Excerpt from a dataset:
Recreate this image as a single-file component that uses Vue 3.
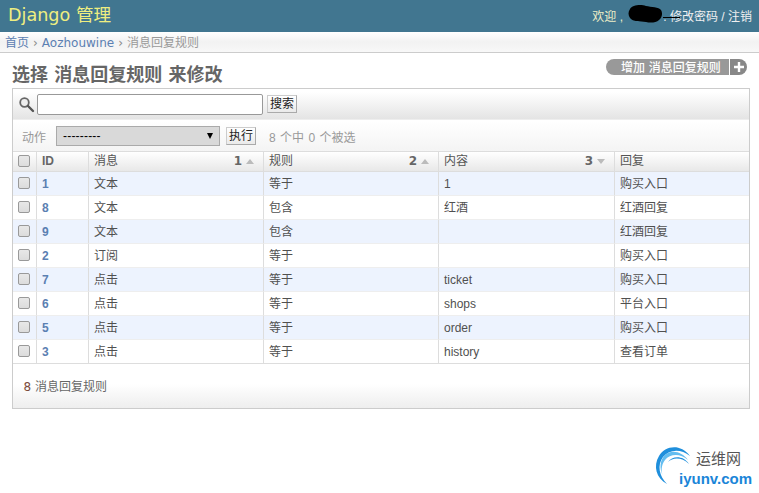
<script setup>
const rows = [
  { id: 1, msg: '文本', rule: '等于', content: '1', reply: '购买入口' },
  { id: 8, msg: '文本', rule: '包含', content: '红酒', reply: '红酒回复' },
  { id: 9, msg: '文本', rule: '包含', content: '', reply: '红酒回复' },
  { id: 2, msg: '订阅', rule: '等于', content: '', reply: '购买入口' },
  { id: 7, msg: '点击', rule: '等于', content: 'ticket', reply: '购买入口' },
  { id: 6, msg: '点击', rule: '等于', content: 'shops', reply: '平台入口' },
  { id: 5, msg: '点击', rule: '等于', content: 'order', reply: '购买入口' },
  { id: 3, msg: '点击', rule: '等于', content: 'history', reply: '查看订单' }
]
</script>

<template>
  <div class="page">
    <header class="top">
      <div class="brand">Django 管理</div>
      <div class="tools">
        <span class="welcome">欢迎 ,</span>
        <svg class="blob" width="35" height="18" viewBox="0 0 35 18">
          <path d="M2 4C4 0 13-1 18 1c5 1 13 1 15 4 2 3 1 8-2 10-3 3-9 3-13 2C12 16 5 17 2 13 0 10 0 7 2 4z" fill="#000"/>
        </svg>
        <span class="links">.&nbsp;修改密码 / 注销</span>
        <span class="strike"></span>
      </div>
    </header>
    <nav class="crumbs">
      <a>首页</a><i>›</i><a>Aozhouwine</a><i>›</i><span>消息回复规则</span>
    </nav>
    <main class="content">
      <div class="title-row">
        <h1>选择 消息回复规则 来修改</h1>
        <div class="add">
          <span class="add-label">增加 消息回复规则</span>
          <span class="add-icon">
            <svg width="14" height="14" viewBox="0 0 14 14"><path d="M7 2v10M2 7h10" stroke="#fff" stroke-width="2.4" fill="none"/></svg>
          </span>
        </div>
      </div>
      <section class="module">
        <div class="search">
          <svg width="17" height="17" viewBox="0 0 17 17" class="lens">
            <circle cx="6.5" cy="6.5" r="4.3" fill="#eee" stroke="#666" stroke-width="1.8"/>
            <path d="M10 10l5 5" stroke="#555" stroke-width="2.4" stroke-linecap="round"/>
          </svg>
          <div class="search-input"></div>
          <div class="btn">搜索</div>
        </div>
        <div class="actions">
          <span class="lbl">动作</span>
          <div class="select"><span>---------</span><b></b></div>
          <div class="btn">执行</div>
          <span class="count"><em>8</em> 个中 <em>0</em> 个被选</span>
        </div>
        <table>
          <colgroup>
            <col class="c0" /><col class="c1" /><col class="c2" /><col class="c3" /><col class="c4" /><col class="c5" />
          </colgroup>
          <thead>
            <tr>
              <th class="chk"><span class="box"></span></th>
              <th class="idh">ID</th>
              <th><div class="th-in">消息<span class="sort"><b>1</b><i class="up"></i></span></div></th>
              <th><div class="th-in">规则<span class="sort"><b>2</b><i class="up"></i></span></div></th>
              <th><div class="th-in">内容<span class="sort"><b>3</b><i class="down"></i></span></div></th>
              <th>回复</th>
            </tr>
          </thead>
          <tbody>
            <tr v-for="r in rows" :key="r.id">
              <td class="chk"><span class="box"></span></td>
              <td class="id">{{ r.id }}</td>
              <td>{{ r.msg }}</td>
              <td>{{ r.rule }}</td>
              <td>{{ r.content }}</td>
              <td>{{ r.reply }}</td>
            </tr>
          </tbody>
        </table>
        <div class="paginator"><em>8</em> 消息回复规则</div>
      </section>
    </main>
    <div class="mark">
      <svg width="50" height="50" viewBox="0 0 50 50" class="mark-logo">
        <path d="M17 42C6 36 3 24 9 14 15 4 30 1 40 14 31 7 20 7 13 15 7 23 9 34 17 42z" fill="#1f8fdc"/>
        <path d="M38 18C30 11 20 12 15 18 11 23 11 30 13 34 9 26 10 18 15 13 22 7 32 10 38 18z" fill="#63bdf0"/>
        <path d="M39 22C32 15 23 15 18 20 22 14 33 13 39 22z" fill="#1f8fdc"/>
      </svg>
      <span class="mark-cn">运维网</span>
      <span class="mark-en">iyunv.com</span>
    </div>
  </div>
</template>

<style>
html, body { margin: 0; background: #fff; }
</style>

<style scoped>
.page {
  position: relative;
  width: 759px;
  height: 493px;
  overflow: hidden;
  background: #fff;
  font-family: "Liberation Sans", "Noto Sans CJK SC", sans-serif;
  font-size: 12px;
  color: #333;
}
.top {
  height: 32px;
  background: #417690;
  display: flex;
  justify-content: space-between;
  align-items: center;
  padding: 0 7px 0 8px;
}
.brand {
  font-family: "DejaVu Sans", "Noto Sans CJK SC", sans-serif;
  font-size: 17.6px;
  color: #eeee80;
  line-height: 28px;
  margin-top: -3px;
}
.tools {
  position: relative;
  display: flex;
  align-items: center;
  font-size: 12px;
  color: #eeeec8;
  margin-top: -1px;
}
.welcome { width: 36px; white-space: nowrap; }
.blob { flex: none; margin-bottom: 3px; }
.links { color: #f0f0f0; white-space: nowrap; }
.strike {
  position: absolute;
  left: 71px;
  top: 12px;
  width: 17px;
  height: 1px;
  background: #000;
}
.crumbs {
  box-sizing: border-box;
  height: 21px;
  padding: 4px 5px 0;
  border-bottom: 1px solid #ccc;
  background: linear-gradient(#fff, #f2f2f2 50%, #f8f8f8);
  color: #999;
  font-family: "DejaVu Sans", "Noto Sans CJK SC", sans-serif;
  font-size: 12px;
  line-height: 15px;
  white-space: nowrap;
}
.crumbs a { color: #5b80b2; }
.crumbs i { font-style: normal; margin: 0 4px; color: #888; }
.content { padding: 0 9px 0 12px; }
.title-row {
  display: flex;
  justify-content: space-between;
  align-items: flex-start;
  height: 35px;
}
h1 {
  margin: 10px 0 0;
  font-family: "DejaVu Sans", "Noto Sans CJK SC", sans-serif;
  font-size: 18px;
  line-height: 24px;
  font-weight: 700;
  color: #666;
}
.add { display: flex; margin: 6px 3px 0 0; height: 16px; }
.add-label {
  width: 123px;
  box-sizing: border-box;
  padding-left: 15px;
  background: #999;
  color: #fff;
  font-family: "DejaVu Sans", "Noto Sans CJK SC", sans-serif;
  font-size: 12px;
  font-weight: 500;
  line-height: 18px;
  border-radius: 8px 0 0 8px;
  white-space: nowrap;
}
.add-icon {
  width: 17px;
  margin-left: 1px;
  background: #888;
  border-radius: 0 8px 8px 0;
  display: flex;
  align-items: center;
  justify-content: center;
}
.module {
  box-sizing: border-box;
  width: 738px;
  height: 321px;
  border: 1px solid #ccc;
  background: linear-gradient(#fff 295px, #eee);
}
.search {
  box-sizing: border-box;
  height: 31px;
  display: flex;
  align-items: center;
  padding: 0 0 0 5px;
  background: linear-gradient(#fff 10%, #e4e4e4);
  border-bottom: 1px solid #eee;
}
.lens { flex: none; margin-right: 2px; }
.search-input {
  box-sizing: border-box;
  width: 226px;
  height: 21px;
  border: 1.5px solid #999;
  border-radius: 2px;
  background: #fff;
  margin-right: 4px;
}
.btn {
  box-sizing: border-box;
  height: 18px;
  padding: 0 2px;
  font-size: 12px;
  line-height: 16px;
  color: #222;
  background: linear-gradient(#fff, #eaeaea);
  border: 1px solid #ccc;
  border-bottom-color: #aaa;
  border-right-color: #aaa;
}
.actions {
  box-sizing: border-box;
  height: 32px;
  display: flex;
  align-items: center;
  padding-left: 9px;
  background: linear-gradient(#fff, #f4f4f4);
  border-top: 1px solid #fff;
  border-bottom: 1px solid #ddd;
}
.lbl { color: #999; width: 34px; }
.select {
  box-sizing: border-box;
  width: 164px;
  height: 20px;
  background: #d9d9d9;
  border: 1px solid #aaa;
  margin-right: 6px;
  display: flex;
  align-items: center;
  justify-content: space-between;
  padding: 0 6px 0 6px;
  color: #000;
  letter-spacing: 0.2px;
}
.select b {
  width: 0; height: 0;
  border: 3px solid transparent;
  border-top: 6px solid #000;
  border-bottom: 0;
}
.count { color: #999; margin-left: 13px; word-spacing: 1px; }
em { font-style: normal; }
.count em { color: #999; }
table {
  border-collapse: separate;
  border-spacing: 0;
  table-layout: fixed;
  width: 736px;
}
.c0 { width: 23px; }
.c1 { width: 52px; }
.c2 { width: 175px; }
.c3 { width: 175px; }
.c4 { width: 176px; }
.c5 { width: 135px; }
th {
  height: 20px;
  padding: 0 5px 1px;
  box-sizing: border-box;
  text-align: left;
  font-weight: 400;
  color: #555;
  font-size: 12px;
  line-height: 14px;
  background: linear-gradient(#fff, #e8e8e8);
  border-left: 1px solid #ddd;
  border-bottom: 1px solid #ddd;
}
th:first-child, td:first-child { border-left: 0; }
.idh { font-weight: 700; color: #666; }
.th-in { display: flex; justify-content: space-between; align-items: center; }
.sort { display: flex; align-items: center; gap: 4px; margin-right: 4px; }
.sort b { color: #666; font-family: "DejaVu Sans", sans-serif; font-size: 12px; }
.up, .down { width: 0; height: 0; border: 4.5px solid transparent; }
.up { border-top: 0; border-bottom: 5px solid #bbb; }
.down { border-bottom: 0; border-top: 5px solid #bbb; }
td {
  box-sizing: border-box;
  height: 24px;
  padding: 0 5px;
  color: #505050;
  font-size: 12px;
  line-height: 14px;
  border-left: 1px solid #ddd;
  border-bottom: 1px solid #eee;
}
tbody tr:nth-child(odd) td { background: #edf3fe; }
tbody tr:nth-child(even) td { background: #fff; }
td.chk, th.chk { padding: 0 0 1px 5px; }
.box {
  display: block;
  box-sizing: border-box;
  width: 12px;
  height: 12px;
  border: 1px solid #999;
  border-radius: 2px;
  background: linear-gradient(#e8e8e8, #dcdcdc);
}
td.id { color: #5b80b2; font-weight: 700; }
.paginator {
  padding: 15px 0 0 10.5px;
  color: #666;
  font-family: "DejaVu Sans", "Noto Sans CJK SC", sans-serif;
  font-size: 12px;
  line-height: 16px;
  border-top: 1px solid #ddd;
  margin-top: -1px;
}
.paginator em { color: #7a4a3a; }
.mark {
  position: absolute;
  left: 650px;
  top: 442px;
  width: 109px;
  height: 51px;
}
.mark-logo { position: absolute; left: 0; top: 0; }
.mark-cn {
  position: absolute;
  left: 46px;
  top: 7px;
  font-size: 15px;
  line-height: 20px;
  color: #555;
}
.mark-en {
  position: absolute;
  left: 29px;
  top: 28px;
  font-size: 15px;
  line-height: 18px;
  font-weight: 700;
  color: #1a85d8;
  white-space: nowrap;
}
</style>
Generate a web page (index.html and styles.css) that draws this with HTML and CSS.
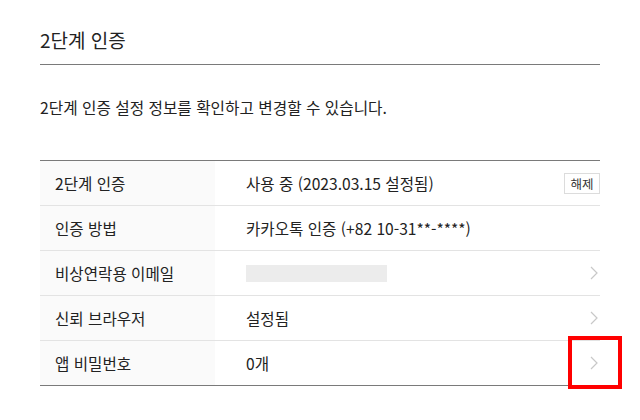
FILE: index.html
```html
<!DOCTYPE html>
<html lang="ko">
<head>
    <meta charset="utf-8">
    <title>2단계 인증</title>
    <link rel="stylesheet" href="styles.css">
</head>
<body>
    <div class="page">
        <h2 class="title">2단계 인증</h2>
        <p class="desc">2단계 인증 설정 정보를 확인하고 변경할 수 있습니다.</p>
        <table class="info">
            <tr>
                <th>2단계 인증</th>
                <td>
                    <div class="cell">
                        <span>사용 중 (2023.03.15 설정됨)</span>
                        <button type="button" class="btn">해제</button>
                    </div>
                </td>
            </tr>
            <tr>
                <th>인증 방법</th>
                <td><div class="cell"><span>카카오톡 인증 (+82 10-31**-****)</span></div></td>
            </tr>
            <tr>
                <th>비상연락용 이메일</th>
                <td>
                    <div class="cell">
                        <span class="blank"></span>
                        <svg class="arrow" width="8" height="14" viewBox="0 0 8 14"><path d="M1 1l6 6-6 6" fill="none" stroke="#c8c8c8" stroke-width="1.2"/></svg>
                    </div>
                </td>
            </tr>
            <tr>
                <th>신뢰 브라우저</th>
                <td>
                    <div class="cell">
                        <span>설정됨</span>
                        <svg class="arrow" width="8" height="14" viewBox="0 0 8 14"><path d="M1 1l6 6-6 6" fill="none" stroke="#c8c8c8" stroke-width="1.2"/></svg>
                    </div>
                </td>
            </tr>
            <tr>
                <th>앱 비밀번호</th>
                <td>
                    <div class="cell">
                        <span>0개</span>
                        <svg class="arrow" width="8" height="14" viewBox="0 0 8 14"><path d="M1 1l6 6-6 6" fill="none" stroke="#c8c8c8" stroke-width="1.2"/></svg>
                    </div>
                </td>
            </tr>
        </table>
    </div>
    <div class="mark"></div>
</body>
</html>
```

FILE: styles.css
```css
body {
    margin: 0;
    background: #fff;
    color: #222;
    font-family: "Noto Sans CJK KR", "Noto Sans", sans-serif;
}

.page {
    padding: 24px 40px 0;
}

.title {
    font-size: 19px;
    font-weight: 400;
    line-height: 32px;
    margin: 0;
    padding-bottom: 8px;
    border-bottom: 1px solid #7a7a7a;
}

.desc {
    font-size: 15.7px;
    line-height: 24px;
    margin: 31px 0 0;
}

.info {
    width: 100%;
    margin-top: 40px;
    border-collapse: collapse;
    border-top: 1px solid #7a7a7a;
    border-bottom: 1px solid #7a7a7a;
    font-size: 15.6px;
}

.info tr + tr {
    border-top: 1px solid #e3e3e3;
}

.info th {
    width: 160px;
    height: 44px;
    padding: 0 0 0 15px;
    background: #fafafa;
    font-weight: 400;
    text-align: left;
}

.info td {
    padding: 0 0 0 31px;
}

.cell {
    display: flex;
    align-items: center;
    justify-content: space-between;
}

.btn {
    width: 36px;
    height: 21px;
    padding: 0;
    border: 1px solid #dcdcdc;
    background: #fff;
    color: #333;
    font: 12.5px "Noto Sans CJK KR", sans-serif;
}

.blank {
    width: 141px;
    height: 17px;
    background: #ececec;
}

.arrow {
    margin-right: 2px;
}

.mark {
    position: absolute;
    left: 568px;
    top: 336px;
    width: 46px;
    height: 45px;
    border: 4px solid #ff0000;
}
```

## Given problem
Filter the entries down to the lines with the word "that" in them.

## Solution to the exercise
Recreate this image as a single-file component that uses Vue 3.
Generate a web page (index.html and styles.css) that draws this with HTML and CSS.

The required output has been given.